ABSTRACT

The paper attempts to analyze systematically how Spivak through the notion of the double-bind of racial difference problematizes the neat philosophical universalism of both European and Non-European systems of thought that produces their respective stereotype of ‘other’ in the very act of thinking. In course of the analysis, the paper takes up a Dalit autobiographical narrative, Manohar Mouli Biswas’s “Surviving My World” (2013) to argue that the nature of cognition is structurally incomplete without the recognition of the perception of subalternity.
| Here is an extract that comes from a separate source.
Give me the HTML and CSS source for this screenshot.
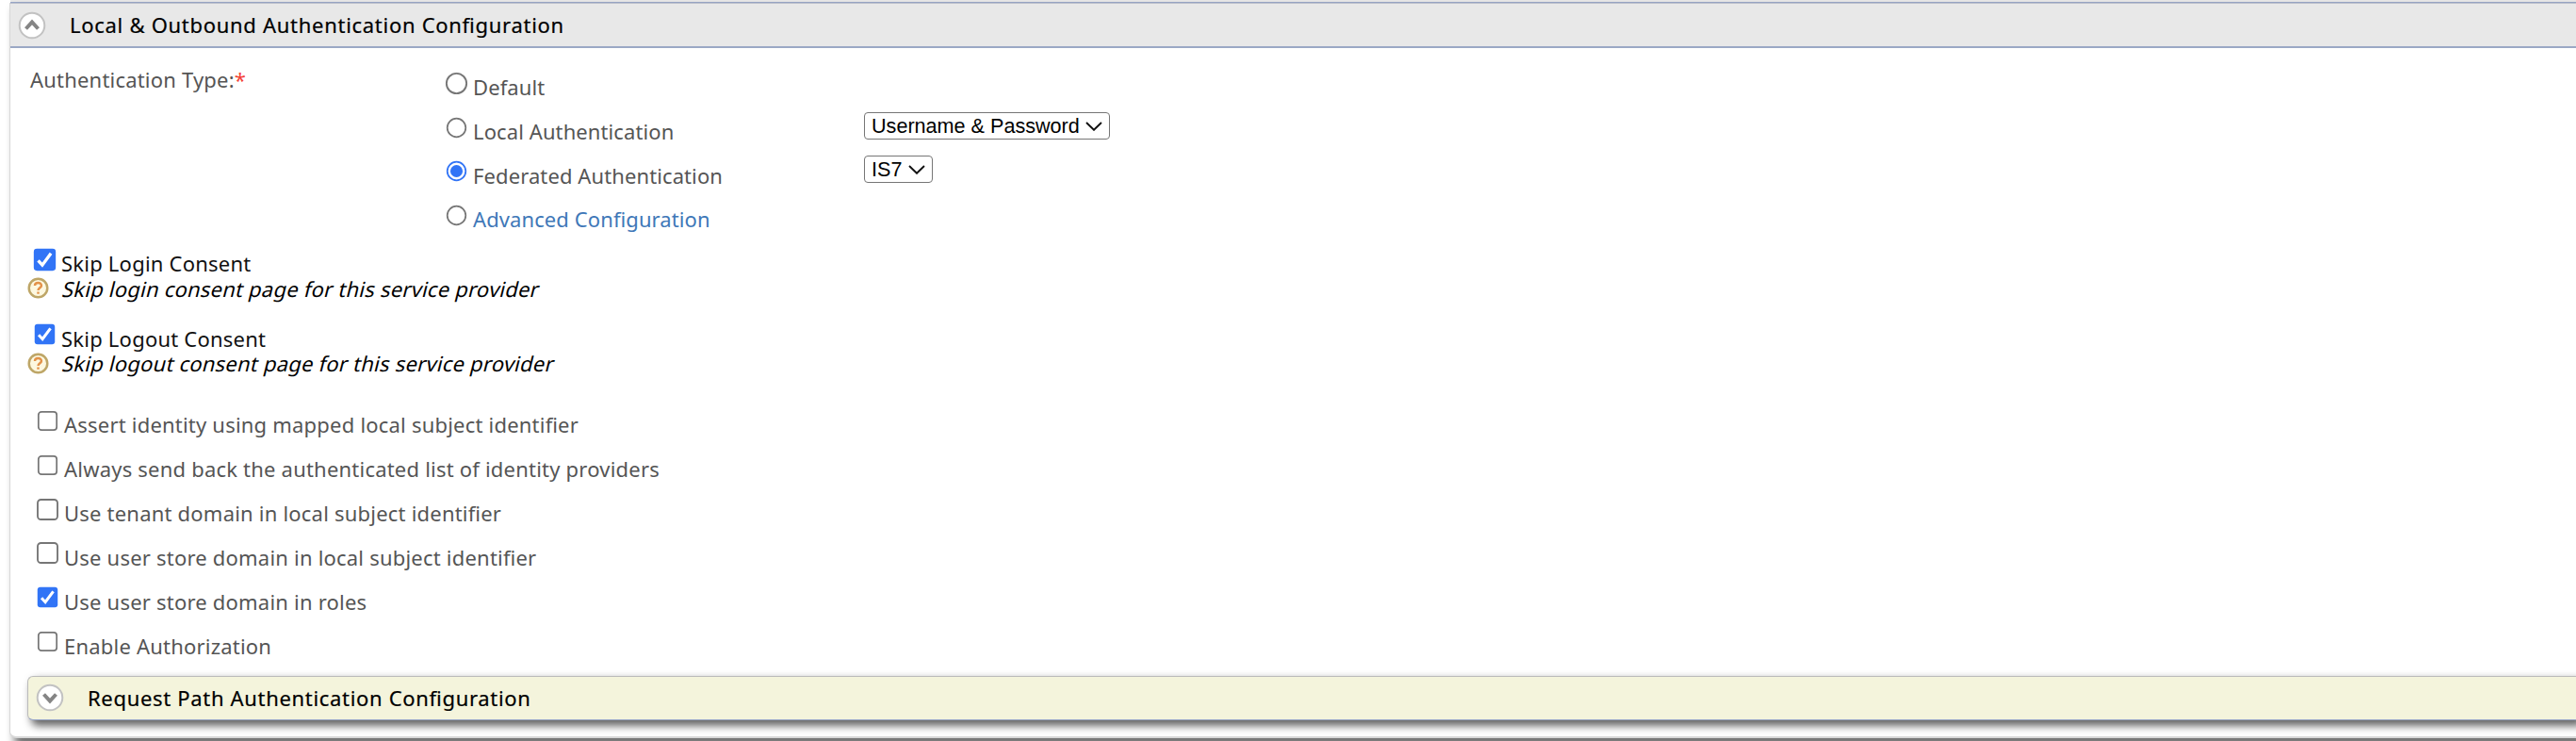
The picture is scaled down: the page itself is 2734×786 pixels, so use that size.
FILE: index.html
```
<!DOCTYPE html>
<html lang="en">
<head>
<meta charset="utf-8">
<title>Service Provider</title>
<link rel="stylesheet" href="styles.css">
</head>
<body>
<svg class="defs" aria-hidden="true">
  <symbol id="radio" viewBox="0 0 24 24"><circle cx="12" cy="12" r="10.2" fill="#fff" stroke="#767676" stroke-width="1.8"/></symbol>
  <symbol id="radio-on" viewBox="0 0 24 24"><circle cx="12" cy="12" r="10.2" fill="#fff" stroke="#3174f6" stroke-width="1.8"/><circle cx="12" cy="12" r="6.8" fill="#3174f6"/></symbol>
  <symbol id="box" viewBox="0 0 24 24"><rect x="1.9" y="1.9" width="20.2" height="20.2" rx="3.4" fill="#fff" stroke="#767676" stroke-width="1.8"/></symbol>
  <symbol id="box-on" viewBox="0 0 24 24"><rect x=".8" y=".8" width="22.4" height="22.4" rx="3.2" fill="#3174f6"/><path d="M5.300 12.800 9.500 17.400 18.300 5.600" fill="none" stroke="#fff" stroke-width="3.200"/></symbol>
  <symbol id="help" viewBox="0 0 24 24"><circle cx="12" cy="12" r="10.200" fill="#fdf8e0" stroke="#bea667" stroke-width="2.600"/><path d="M8.300 9.400c.2-4.200 7.400-4.100 7.300 0 0 2.300-3.500 2.500-3.600 5.200M12 16.200v2.400" fill="none" stroke="#e39249" stroke-width="2.500"/></symbol>
  <symbol id="up" viewBox="0 0 30 30"><circle cx="15" cy="15" r="13.300" fill="#fff" stroke="#c2c2c2" stroke-width="2"/><path d="M8.500 18.500l6.500-7 6.500 7" fill="none" stroke="#858585" stroke-width="4"/></symbol>
  <symbol id="down" viewBox="0 0 30 30"><circle cx="15" cy="15" r="13.300" fill="#fff" stroke="#c2c2c2" stroke-width="2"/><path d="M8.500 11.500l6.500 7 6.500-7" fill="none" stroke="#858585" stroke-width="4"/></symbol>
  <symbol id="chev" viewBox="0 0 18 10"><path d="M1 1l8 7.800 8-7.800" fill="none" stroke="#111" stroke-width="1.900"/></symbol>
</svg>
<div class="previous"></div>
<main class="panel">
  <h2 class="head"><svg><use href="#up"/></svg><span>Local &amp; Outbound Authentication Configuration</span></h2>
  <div class="content">
    <section class="auth">
      <div class="label"><span>Authentication Type:</span><b>*</b></div>
      <div class="options">
        <div class="row"><svg class="large"><use href="#radio"/></svg><span>Default</span></div>
        <div class="row"><svg><use href="#radio"/></svg><span>Local Authentication</span></div>
        <div class="row"><svg><use href="#radio-on"/></svg><span>Federated Authentication</span></div>
        <div class="row link"><svg><use href="#radio"/></svg><span>Advanced Configuration</span></div>
      </div>
      <div class="selects">
        <div class="select"><span>Username &amp; Password</span><svg><use href="#chev"/></svg></div>
        <div class="select"><span>IS7</span><svg><use href="#chev"/></svg></div>
      </div>
    </section>
    <section class="consent">
      <div class="row"><svg class="large"><use href="#box-on"/></svg><span>Skip Login Consent</span></div>
      <div class="hint"><svg><use href="#help"/></svg><span>Skip login consent page for this service provider</span></div>
    </section>
    <section class="consent">
      <div class="row"><svg><use href="#box-on"/></svg><span>Skip Logout Consent</span></div>
      <div class="hint"><svg><use href="#help"/></svg><span>Skip logout consent page for this service provider</span></div>
    </section>
    <section class="checks">
      <div class="row"><svg><use href="#box"/></svg><span>Assert identity using mapped local subject identifier</span></div>
      <div class="row"><svg><use href="#box"/></svg><span>Always send back the authenticated list of identity providers</span></div>
      <div class="row"><svg class="large"><use href="#box"/></svg><span>Use tenant domain in local subject identifier</span></div>
      <div class="row"><svg class="large"><use href="#box"/></svg><span>Use user store domain in local subject identifier</span></div>
      <div class="row"><svg><use href="#box-on"/></svg><span>Use user store domain in roles</span></div>
      <div class="row"><svg><use href="#box"/></svg><span>Enable Authorization</span></div>
    </section>
    <h2 class="sub"><svg><use href="#down"/></svg><span>Request Path Authentication Configuration</span></h2>
  </div>
</main>
</body>
</html>
```
FILE: styles.css
```
* { box-sizing: border-box; }
html, body { margin: 0; height: 786px; overflow: hidden; background: #fff; }
body { font: 22px/30px "Noto Sans", "Open Sans", sans-serif; color: #555; font-feature-settings: "liga" 1; }
svg { flex: none; display: block; }
.defs { position: absolute; width: 0; height: 0; }
.previous { height: 3px; margin-left: 11px; background: #e8e8e8; border-bottom: 1px solid #98a6c8; }
.panel { height: 780px; margin-left: 10px; border-left: 1px solid #d8d8d8; border-bottom: 2px solid #d8d8d8; border-bottom-left-radius: 7px; box-shadow: 7px 8px 8px 2px #777; background: #fff; }
h2 { margin: 0; font-size: 22px; font-weight: 400; letter-spacing: .68px; color: #000; display: flex; align-items: center; -webkit-text-stroke: .2px #000; }
.head { height: 48px; background: #e8e8e8; border-top: 1px solid #bcc0cb; border-bottom: 2px solid #9ba8c5; padding-left: 8px; letter-spacing: .71px; }
.head span { padding-bottom: 2px; }
h2 svg { width: 30px; height: 30px; }
h2 span { margin-left: 25px; }
.content { padding-left: 18px; }
.auth { display: grid; grid-template-columns: 443px 445px auto; padding-top: 18px; height: 205px; justify-content: start; }
.label { padding-left: 3px; line-height: 30px; letter-spacing: .2px; }
.label b { color: #f44336; font-weight: 400; }
.row { display: flex; align-items: center; height: 46.7px; letter-spacing: .1px; }
.row svg { width: 23px; height: 23px; margin: 0 6px 8px 1px; }
.row svg.large { width: 25px; height: 25px; margin: 0 5px 8px 0; }
.link { color: #4078b8; }
.selects { padding-top: 50px; display: flex; flex-direction: column; gap: 17px; align-items: start; }
.select { height: 29px; border: 1px solid #767676; border-radius: 4px; display: flex; align-items: center; padding: 0 7px; gap: 6.6px; font: 21.6px/26px "Liberation Sans", Arial, sans-serif; color: #000; }
.select svg { width: 18px; height: 10px; }
.consent { color: #111; height: 79.5px; }
.consent .row { height: 46px; padding-left: 6px; letter-spacing: .22px; }
.consent .hint { height: 26px; display: flex; align-items: center; margin-top: -9.5px; letter-spacing: .22px; }
.hint span { color: #000; transform: skewX(-14deg); }
.hint svg { width: 23px; height: 23px; margin-right: 15px; }
.checks { padding: 12px 0 8.8px 9px; }
.checks .row { height: 46.83px; letter-spacing: .21px; }
.sub { height: 47px; background: #f4f4dc; border: 1px solid #bbb; border-right: 0; border-bottom: 1px solid #98a6c8; border-radius: 6px 0 0 6px; padding-left: 8px; box-shadow: 5px 5px 8px 1px #666; }
```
This, in turn, necessitates a more intimate analysis on Spivak’s notion of “imaginative activism”, i.e., her recent engagement with how we ‘learn’ to conceive of this alterity in order to ‘respond’, and here the function of literature appears as the strange institution in which “imagination is trained”. The paper then moves to the social text of sati-suicide, the violent production of the female subject, the discontinuity of subjectivity and agency and talks of a certain stylization of being when it is afflicted with the perception of death. It reads Bhubaneswari’s act of committing suicide with reference to two parallel narratives; one is Amodini Ghosh’s “Foska Gero” (“Loose Ties”), a novella published in 1931 and a recent one, Sibaji Bandyopadhyay’s “Latar Din” (“Lata’s Day”) (2007), to put forward the notion of a radical unbecoming, the feel of an unremitting combustion inside the fleshed being, which unravels how the woman can perform her transcendence by remaining within the structures of immanence. The paper also tries to understand and explore if the experience of unbecoming itself acts out as agency.